Un mythe grec toujours d’une grande actualité : le mythe de Procuste


Un ami américain, excellent connaisseur de la littérature sous toutes ses formes, me disait un jour : « à travers les mythes grecs et les pièces de Shakespeare, tous les comportements de l’âme humaine ont été décrits ». Il y a sans doute une grande part de vérité dans son affirmation. Cela explique sans doute pourquoi les mythes grecs autant que les pièces de Shakespeare fascinent les écrivains et les artistes, qui en ont fait d’innombrables adaptations.

Pour tirer parti des mythes grecs, qui ont tant de choses à nous apprendre sur ce que nous sommes, intéressons-nous un moment à un mythe peu connu mais qui mérite bien de l’être, le mythe de Procuste.

Dans la mythologie grecque, Procuste était un brigand qui offrait l’hospitalité aux voyageurs pour les torturer de la manière suivante. Il les attachait sur un lit en fer, où ils devaient tenir exactement : s’ils étaient trop grands, il coupait tout ce qui dépassait ; et s’ils étaient trop petits, il les étirait jusqu’à ce qu’ils atteignent la taille requise.
Qu’est-ce qui se cache derrière ce mythe qui semble bien horrible ? Procuste est devenu le symbole de l’uniformisation, et renvoie à toute tentative de réduire les hommes à un seul modèle, à une seule façon de penser ou d’agir.

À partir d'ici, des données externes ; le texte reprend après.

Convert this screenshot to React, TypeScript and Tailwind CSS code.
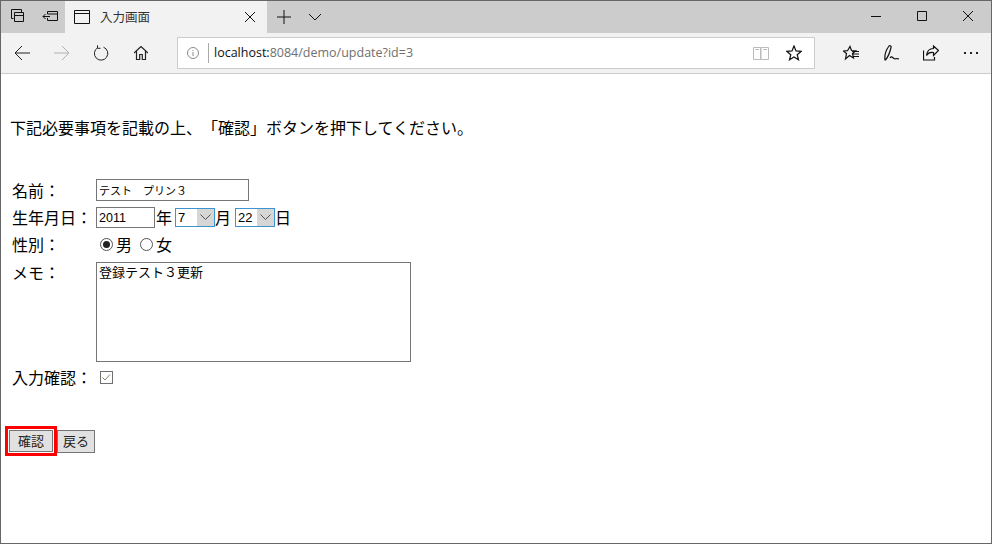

Les exemples de mise en œuvre du mythe de Procuste, à travers l’histoire comme à notre époque, sont innombrables. Que cela soit à travers un système politique, une religion ou la manière d’élever ses enfants, il y a toujours cette tentation de la recherche d’uniformité : imposer à tous le même système politique, la même religion, la même manière de se comporter, d’agir ou de grandir.
Depuis toujours des tyrans, politiques, religieux, économiques, domestiques ou autres, ont tenté d’appliquer le mythe de Procuste autour d’eux, avec souvent des résultats épouvantables.

L’école, de par sa conception-même, est un lieu où le mythe de Procuste fait des ravages : à travers des évaluations standardisées et normées, le Ministère de l’Éducation impose quand et comment les enfants doivent avoir acquis telle ou telle compétence ; et l’enseignant enseignera de la même façon à tous ses élèves et leur proposera le même contrôle – tout cela au nom de l’égalité, inscrit au fronton de nos mairies. Mais on confond là l’égalité et l’uniformité. L’égalité, c’est donner à tout enfant toutes ses chances de réussir à l’école et ensuite de réussir sa vie. L’uniformité, c’est imposer le même système, la même pédagogie, les mêmes attentes des mêmes résultats à tous. Une utopie qui fait des ravages et crée bien des souffrances, comme le faisait Procuste.

Dans le mythe de Procuste, apprendre à marcher donnerait cette injonction officielle : « l’enfant devra savoir marcher à 10 mois, 2 semaines et 3 jours ». Dans la réalité, un enfant apprend à marcher à 9 mois ou à 15 mois, quelle importance ? Taux de réussite de cet apprentissage extrêmement complexe : 100%.